The agency has said the move would also provide “an equitable split in green time between vehicles and pedestrians and cyclists”.
It added that what the system would provide, at all times, in the traffic light sequence was a green man phase for pedestrians to cross each traffic flow safely in turn.
A temporary speed limit should also be in place on the roundabout and its approach roads this month.
The action comes after road safety campaigner, Mr Stewart, was contacted by constituents concerned about safety at the pedestrian crossing on the south bound slip road where the 54-year-old woman was involved in an accident with a car and later died in hospital.
The transport agency and Highland Council have been working on safety improvements and, after the temporary speed reduction, hope to bring in a permanent one with consultation on a Traffic Regulation Order planned for the end of October.
Mr Stewart said: “One of the issues with the south bound slip road was that it could not have even temporary traffic lights to improve safety as it would result in extremely long traffic queues backing up beyond the retail park and have long waiting times for pedestrians.
“This new scheme being drawn up appears to solve the problem. As a driver I know traffic lights can cause irritation at times, but we must remember there was a tragic death at this spot.

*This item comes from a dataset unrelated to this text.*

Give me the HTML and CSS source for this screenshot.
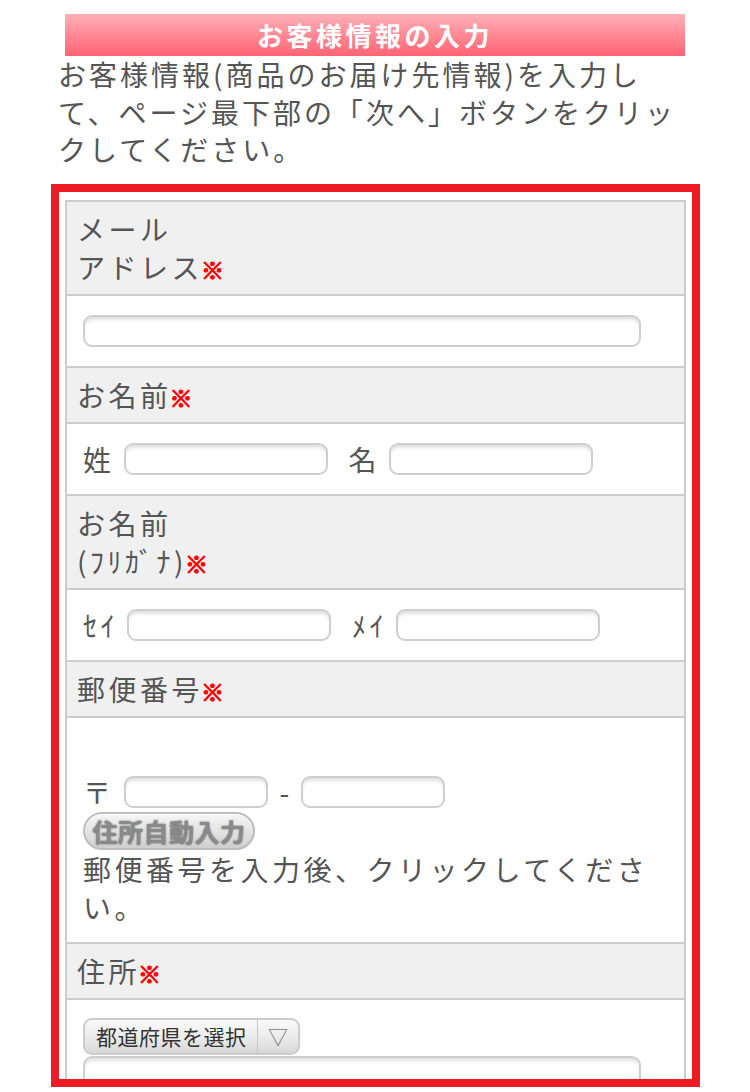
FILE: index.html
```html
<!DOCTYPE html>
<html lang="ja">
<head>
<meta charset="utf-8">
<title>お客様情報の入力</title>
<link rel="stylesheet" href="styles.css">
</head>
<body>
<div class="page">
  <h2 class="title-bar">お客様情報の入力</h2>
  <p class="intro">お客様情報(商品のお届け先情報)を入力して、ページ最下部の「次へ」ボタンをクリックしてください。</p>

  <div class="form-frame">
    <dl class="form-table">
      <dt>メール<br>アドレス<span class="req">※</span></dt>
      <dd class="row"><input class="field field-wide" type="text"></dd>

      <dt>お名前<span class="req">※</span></dt>
      <dd class="row">
        <span class="lbl">姓</span><input class="field field-name" type="text">
        <span class="lbl lbl-next">名</span><input class="field field-name" type="text">
      </dd>

      <dt>お名前<br>(ﾌﾘｶﾞﾅ)<span class="req">※</span></dt>
      <dd class="row">
        <span class="lbl">ｾｲ</span><input class="field field-name" type="text">
        <span class="lbl lbl-next">ﾒｲ</span><input class="field field-name" type="text">
      </dd>

      <dt>郵便番号<span class="req">※</span></dt>
      <dd class="zip-cell">
        <div class="blank-line"></div>
        <div class="row zip-row">
          <span class="lbl">〒</span><input class="field field-zip" type="text"><span class="dash">-</span><input class="field field-zip" type="text">
        </div>
        <button class="auto-btn" type="button">住所自動入力</button>
        <p class="note">郵便番号を入力後、クリックしてください。</p>
      </dd>

      <dt>住所<span class="req">※</span></dt>
      <dd class="addr-cell">
        <div class="pref-select">
          <span class="pref-text">都道府県を選択</span>
          <span class="pref-arrow">▽</span>
        </div>
        <input class="field field-wide" type="text">
        <p class="note">市区町村・番地・建物名を入力してください。</p>
      </dd>
    </dl>
  </div>
</div>
</body>
</html>
```

FILE: styles.css
```css
html, body {
  margin: 0;
  padding: 0;
  background: #ffffff;
}

body {
  font-family: "Noto Sans CJK JP", "Noto Sans", sans-serif;
  color: #555555;
}

.page {
  padding-top: 14px;
}

.title-bar {
  margin: 0 65px;
  height: 42px;
  line-height: 42px;
  background: linear-gradient(to bottom, #ffb0b7 0%, #ff6373 100%);
  color: #ffffff;
  text-align: center;
  font-size: 26px;
  font-weight: bold;
  letter-spacing: 3.5px;
}

.intro {
  margin: 0 58px;
  font-size: 28px;
  line-height: 37.5px;
  letter-spacing: 3px;
  color: #555555;
}

.form-frame {
  position: relative;
  margin: 15.5px 50px 0 51px;
  height: 903px;
  padding: 16px 14px 0 14px;
  box-sizing: border-box;
}

.form-frame::after {
  content: "";
  position: absolute;
  inset: 0;
  border: 8px solid #ed1c24;
  pointer-events: none;
}

.form-table {
  margin: 0;
  border: 2px solid #cccccc;
  font-size: 28px;
  letter-spacing: 3.5px;
  line-height: 38px;
  color: #555555;
}

.form-table dt {
  background: #f0f0f0;
  padding: 8px 10px;
  border-bottom: 2px solid #cccccc;
}

.form-table dd {
  margin: 0;
  background: #ffffff;
  border-bottom: 2px solid #cccccc;
}

.req {
  color: #ff0000;
  font-size: 23px;
  font-weight: 900;
  letter-spacing: 0;
  line-height: 1;
  margin-left: -2px;
  -webkit-text-stroke: 1.2px #ff0000;
}

.row {
  display: flex;
  align-items: center;
}

dd.row {
  height: 32px;
  padding: 19px 16px;
}

.lbl {
  margin-right: 9px;
  line-height: 32px;
}

.lbl-next {
  margin-left: 21px;
}

.field {
  box-sizing: border-box;
  height: 32px;
  margin: 0;
  padding: 0 8px;
  border: 2px solid #cfcfcf;
  border-radius: 9px;
  background: #ffffff;
  box-shadow: inset 0 4px 4px -2px rgba(0, 0, 0, 0.16);
  font-family: inherit;
  font-size: 18px;
  outline: none;
}

.field-wide {
  width: 558px;
}

.field-name {
  width: 204px;
}

.field-zip {
  width: 144px;
}

.zip-cell {
  padding: 18px 16px 16px;
}

.blank-line {
  height: 38px;
}

.zip-row {
  height: 36px;
}

.dash {
  margin: 0 8px 0 12px;
  line-height: 32px;
}

.auto-btn {
  display: block;
  box-sizing: border-box;
  margin: 2px 0 0 0;
  width: 172px;
  height: 38px;
  padding: 0;
  border: 2px solid #bdbdbd;
  border-radius: 19px;
  background: linear-gradient(to bottom, #f6f6f6 0%, #e2e2e2 55%, #cfcfcf 100%);
  box-shadow: inset 0 1px 0 #ffffff;
  font-family: inherit;
  font-size: 25px;
  font-weight: bold;
  letter-spacing: 0.5px;
  color: #8a8a8a;
  text-shadow: 0 0 2px #555555;
  line-height: 34px;
}

.note {
  margin: 0;
}

.addr-cell {
  padding: 18px 16px 16px;
}

.pref-select {
  display: flex;
  box-sizing: border-box;
  width: 217px;
  height: 37px;
  border: 2px solid #cccccc;
  border-radius: 9px;
  background: linear-gradient(to bottom, #fafafa 0%, #ececec 50%, #d8d8d8 100%);
  overflow: hidden;
}

.pref-text {
  flex: 1;
  padding-left: 11px;
  font-size: 21px;
  letter-spacing: 0.5px;
  line-height: 33px;
  color: #333333;
}

.pref-arrow {
  width: 40px;
  border-left: 1px solid #c8c8c8;
  text-align: center;
  font-size: 20px;
  letter-spacing: 0;
  line-height: 33px;
  color: #777777;
}

.addr-cell .field-wide {
  display: block;
  margin-top: 1px;
}
```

“It was not only devasting for family and friends but brought home the dangers of that section of the road and the need for improvements.
“I’ve also seen a growing trend since Coronavirus of more cyclists on our roads and this project hopefully will provide a safer environment for them.”
Police Scotland previously told the MSP that the installation of two additional warning signs for the crossing was “an insufficient short-term solution” and “more permanent short-term engineering measures should be considered to minimise the potential for future collisions”.
Transport Scotland said the new scheme being drawn up is similar to one being used at Inveralmond Roundabout in Perth.
A spokesman said: “The project to provide safe crossings for pedestrians and cyclists travelling through this junction is also progressing well.
“Traffic modelling carried out to investigate various scenarios, which inform future design options, is nearing completion.”
Mr Stewart first called for a safety review of the southbound A9 slip road, which links to the A96, after last year’s fatal accident.